-
Notifications
You must be signed in to change notification settings - Fork 2
Configuration Files
Guide to GraphBrew configuration and data files.
GraphBrew uses several configuration and data files:
scripts/
├── graphbrew_experiment.py # Main script (uses CLI args)
├── requirements.txt # Python dependencies
│
└── lib/ # Python library (5 sub-packages)
├── core/ # Constants, logging, data stores
│ ├── utils.py # ⭐ SSOT: ALGORITHMS, BENCHMARKS, canonical_algo_key(), etc.
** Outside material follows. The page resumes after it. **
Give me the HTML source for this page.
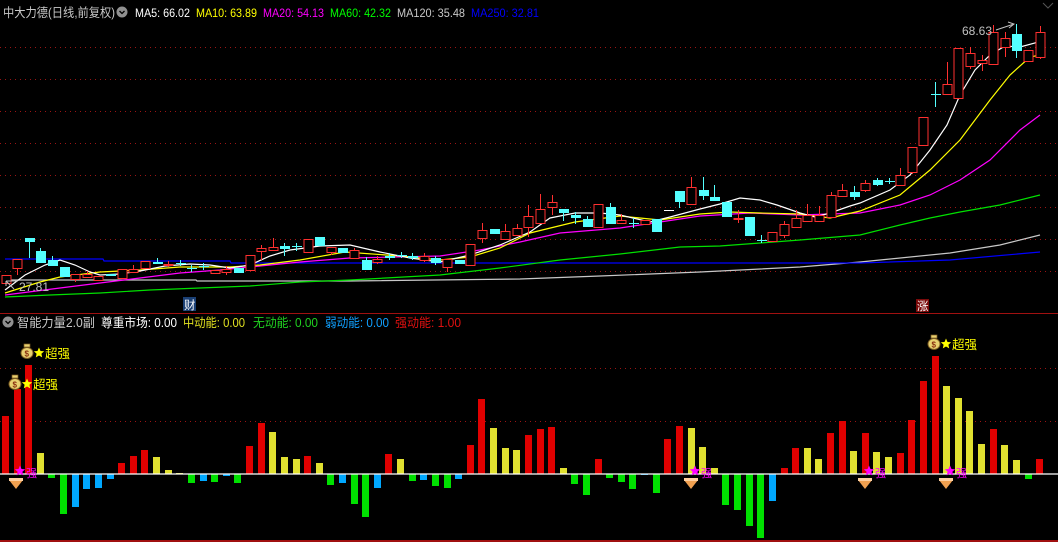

│ ├── graph_types.py # GraphInfo dataclass
│ ├── datastore.py # BenchmarkStore, GraphPropsStore
│ └── graph_data.py # Per-graph data storage
├── pipeline/ # Experiment execution stages
│ ├── benchmark.py # Benchmark execution
│ ├── cache.py # Cache simulation
│ ├── reorder.py # Vertex reordering
│ ├── suitesparse_catalog.py # SuiteSparse auto-discovery
│ └── ... # build, download, progress
├── ml/ # ML scoring & training
│ ├── weights.py # PerceptronWeight, compute_weights_from_results
│ ├── eval_weights.py # Data loading, evaluation
│ ├── training.py # Iterative/batched training
│ └── ... # adaptive_emulator, oracle, features
├── analysis/ # Post-run analysis
│ ├── adaptive.py # Adaptive analysis, A/B testing
│ ├── metrics.py # Amortization & end-to-end
│ └── figures.py # Plot generation
└── tools/ # Standalone CLI utilities
├── check_includes.py # Scan C++ headers for legacy includes
└── regen_features.py # Regenerate graph features via C++ binary
results/
├── graphs/ # Static per-graph features
│ └── {graph_name}/
│ └── features.json # Graph topology (nodes, edges, modularity, etc.)
│
├── logs/ # Run-specific data and command logs
│ └── {graph_name}/
│ ├── runs/{timestamp}/ # Timestamped experiment data
│ │ ├── benchmarks/ # Per-algorithm benchmark results
│ │ ├── reorder/ # Reorder times and mapping info
│ │ └── weights/ # Computed perceptron weights
│ └── *.log # Individual operation logs
│
├── data/ # Runtime model storage (auto-created by ensure_prerequisites)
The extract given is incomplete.